## [Your goal]
Every line of the listing must be reproduced as it stands. Leave the images behind.

---

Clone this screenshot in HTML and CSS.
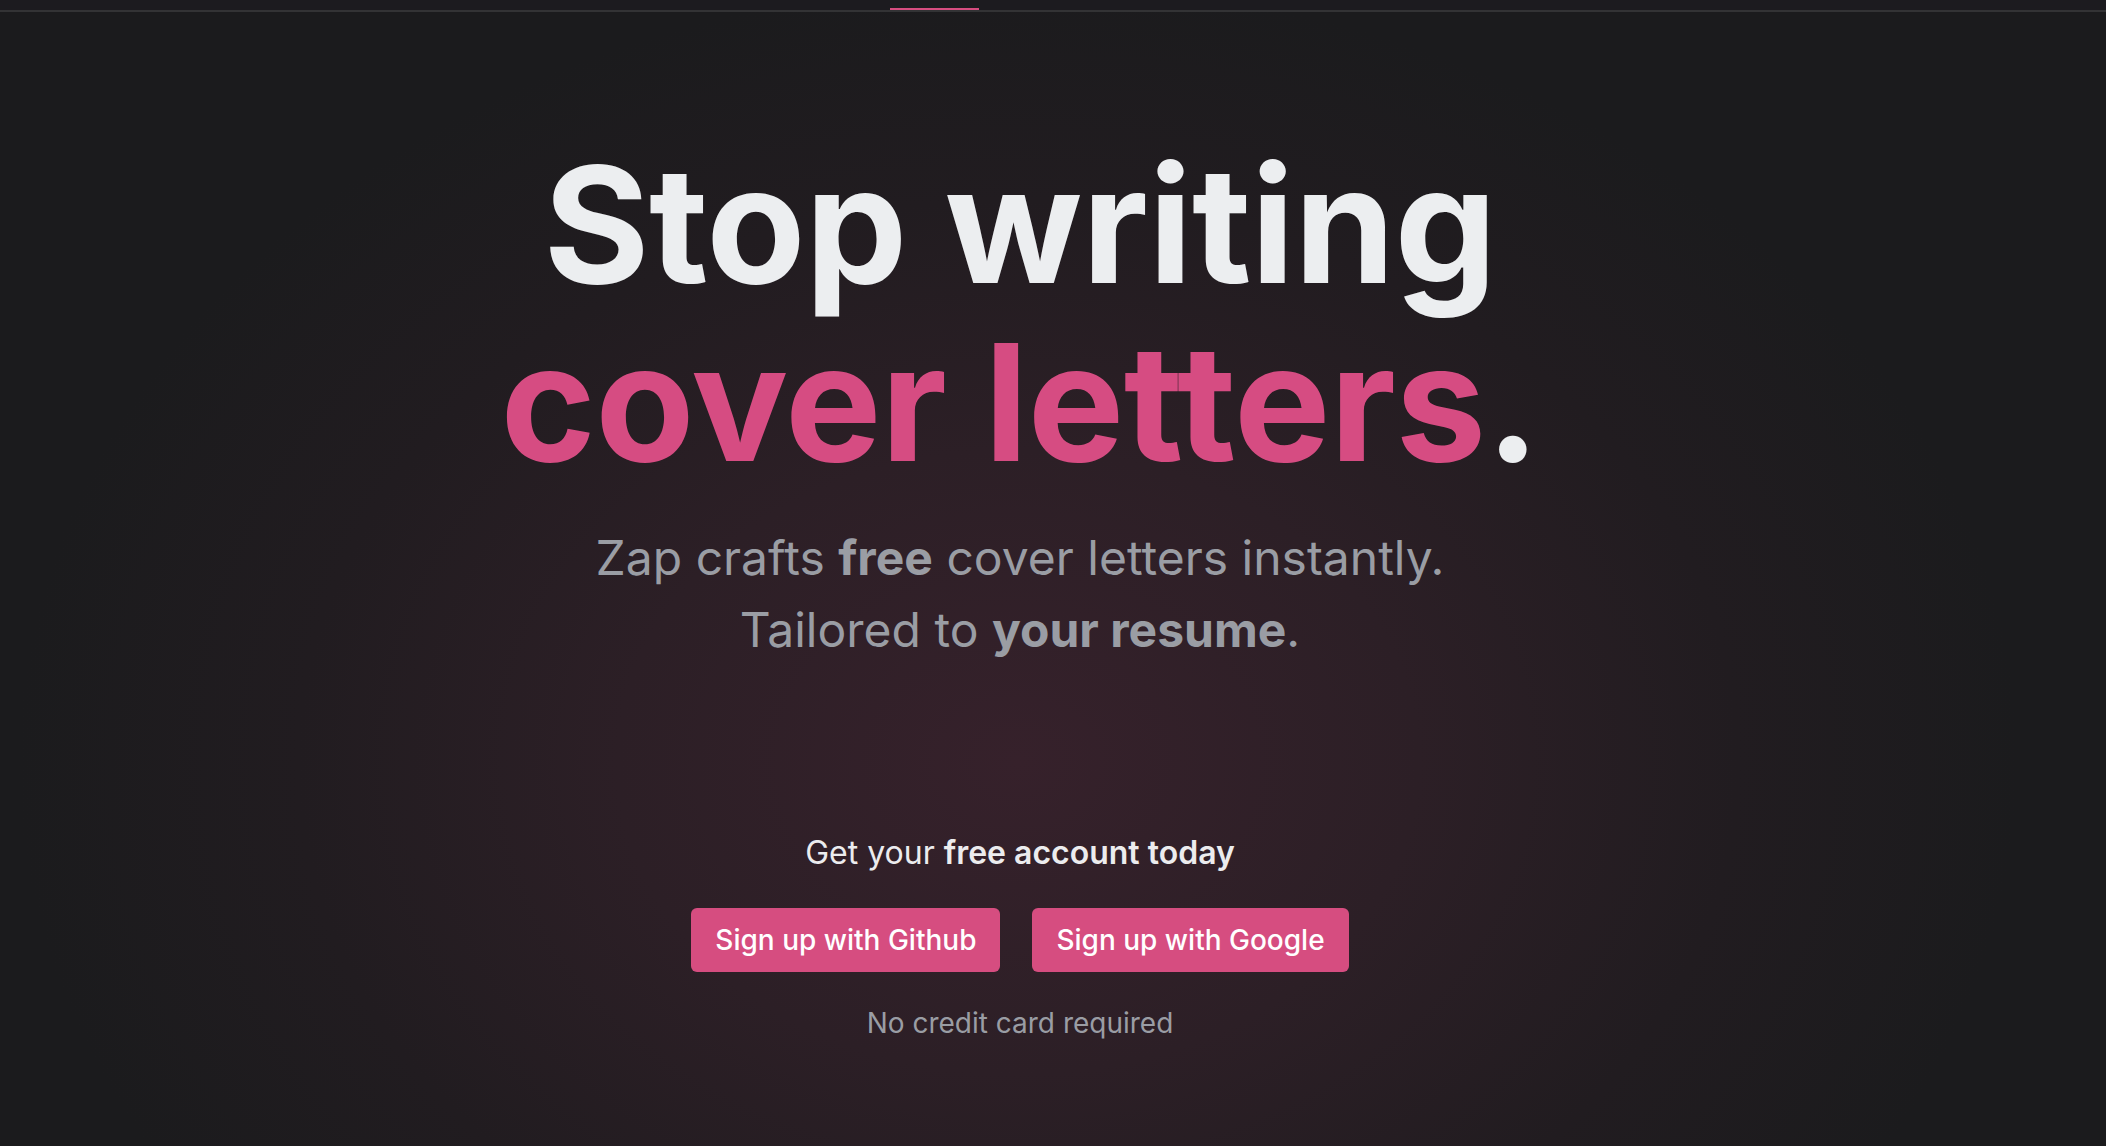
FILE: index.html
```html
<!DOCTYPE html>
<html lang="en">
<head>
<meta charset="utf-8">
<title>Zap — Stop writing cover letters</title>
<link rel="stylesheet" href="styles.css">
</head>
<body>
<header class="topbar">
  <span class="tab-active"></span>
</header>
<main class="hero">
  <div class="hero-inner">
    <h1 class="title">Stop writing<br><span class="accent">cover letters</span>.</h1>
    <p class="lead">Zap crafts <strong>free</strong> cover letters instantly.<br>Tailored to <strong>your resume</strong>.</p>
    <p class="cta-text">Get your <strong>free account today</strong></p>
    <div class="buttons">
      <a class="btn" href="#">Sign up with Github</a>
      <a class="btn" href="#">Sign up with Google</a>
    </div>
    <p class="note">No credit card required</p>
  </div>
</main>
</body>
</html>
```
FILE: styles.css
```css
* { box-sizing: border-box; }
html, body { height: 100%; }
body {
  margin: 0;
  background: #1c1b1e;
  font-family: Inter, "Noto Sans", sans-serif;
  color: #e9eaec;
  overflow: hidden;
}
.topbar {
  height: 12px;
  border-bottom: 2px solid #333335;
  background: #1c1b1f;
  display: flex;
  padding-left: 890px;
}
.tab-active {
  width: 89px;
  height: 10px;
  border-bottom: 2px solid #d64d80;
}
.hero {
  height: calc(100% - 12px);
  background: radial-gradient(ellipse 1000px 780px at 1018px 750px, #36212b 0%, #2c1f26 40%, #211c20 72%, #1b1b1d 100%);
}
.hero-inner {
  margin-right: 66px;
  display: flex;
  flex-direction: column;
  align-items: center;
  text-align: center;
  padding-top: 123px;
}
.title {
  margin: 0;
  font-size: 162px;
  line-height: 178px;
  font-weight: 700;
  color: #eceef0;
  letter-spacing: -0.5px;
}
.accent { color: #d64c82; }
.lead {
  margin: 31px 0 0;
  font-size: 48px;
  line-height: 72px;
  color: #9a9da4;
  font-weight: 400;
}
.lead strong { font-weight: 700; }
.cta-text {
  margin: 164px 0 0;
  font-size: 32px;
  line-height: 45px;
  color: #ececee;
}
.cta-text strong { font-weight: 600; }
.buttons {
  margin-top: 33px;
  display: flex;
  gap: 32px;
}
.btn {
  display: block;
  height: 64px;
  padding: 0 24px;
  line-height: 64px;
  font-size: 28px;
  font-weight: 500;
  color: #ffffff;
  background: #d64d80;
  border-radius: 6px;
  text-decoration: none;
}
.note {
  margin: 31px 0 0;
  font-size: 28px;
  line-height: 40px;
  color: #9a9da4;
}
```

---

## [Result]
Clone this screenshot in HTML and CSS.
FILE: index.html
```html
<!DOCTYPE html>
<html lang="en">
<head>
<meta charset="utf-8">
<title>Zap — Stop writing cover letters</title>
<link rel="stylesheet" href="styles.css">
</head>
<body>
<header class="topbar">
  <span class="tab-active"></span>
</header>
<main class="hero">
  <div class="hero-inner">
    <h1 class="title">Stop writing<br><span class="accent">cover letters</span>.</h1>
    <p class="lead">Zap crafts <strong>free</strong> cover letters instantly.<br>Tailored to <strong>your resume</strong>.</p>
    <p class="cta-text">Get your <strong>free account today</strong></p>
    <div class="buttons">
      <a class="btn" href="#">Sign up with Github</a>
      <a class="btn" href="#">Sign up with Google</a>
    </div>
    <p class="note">No credit card required</p>
  </div>
</main>
</body>
</html>
```
FILE: styles.css
```css
* { box-sizing: border-box; }
html, body { height: 100%; }
body {
  margin: 0;
  background: #1c1b1e;
  font-family: Inter, "Noto Sans", sans-serif;
  color: #e9eaec;
  overflow: hidden;
}
.topbar {
  height: 12px;
  border-bottom: 2px solid #333335;
  background: #1c1b1f;
  display: flex;
  padding-left: 890px;
}
.tab-active {
  width: 89px;
  height: 10px;
  border-bottom: 2px solid #d64d80;
}
.hero {
  height: calc(100% - 12px);
  background: radial-gradient(ellipse 1000px 780px at 1018px 750px, #36212b 0%, #2c1f26 40%, #211c20 72%, #1b1b1d 100%);
}
.hero-inner {
  margin-right: 66px;
  display: flex;
  flex-direction: column;
  align-items: center;
  text-align: center;
  padding-top: 123px;
}
.title {
  margin: 0;
  font-size: 162px;
  line-height: 178px;
  font-weight: 700;
  color: #eceef0;
  letter-spacing: -0.5px;
}
.accent { color: #d64c82; }
.lead {
  margin: 31px 0 0;
  font-size: 48px;
  line-height: 72px;
  color: #9a9da4;
  font-weight: 400;
}
.lead strong { font-weight: 700; }
.cta-text {
  margin: 164px 0 0;
  font-size: 32px;
  line-height: 45px;
  color: #ececee;
}
.cta-text strong { font-weight: 600; }
.buttons {
  margin-top: 33px;
  display: flex;
  gap: 32px;
}
.btn {
  display: block;
  height: 64px;
  padding: 0 24px;
  line-height: 64px;
  font-size: 28px;
  font-weight: 500;
  color: #ffffff;
  background: #d64d80;
  border-radius: 6px;
  text-decoration: none;
}
.note {
  margin: 31px 0 0;
  font-size: 28px;
  line-height: 40px;
  color: #9a9da4;
}
```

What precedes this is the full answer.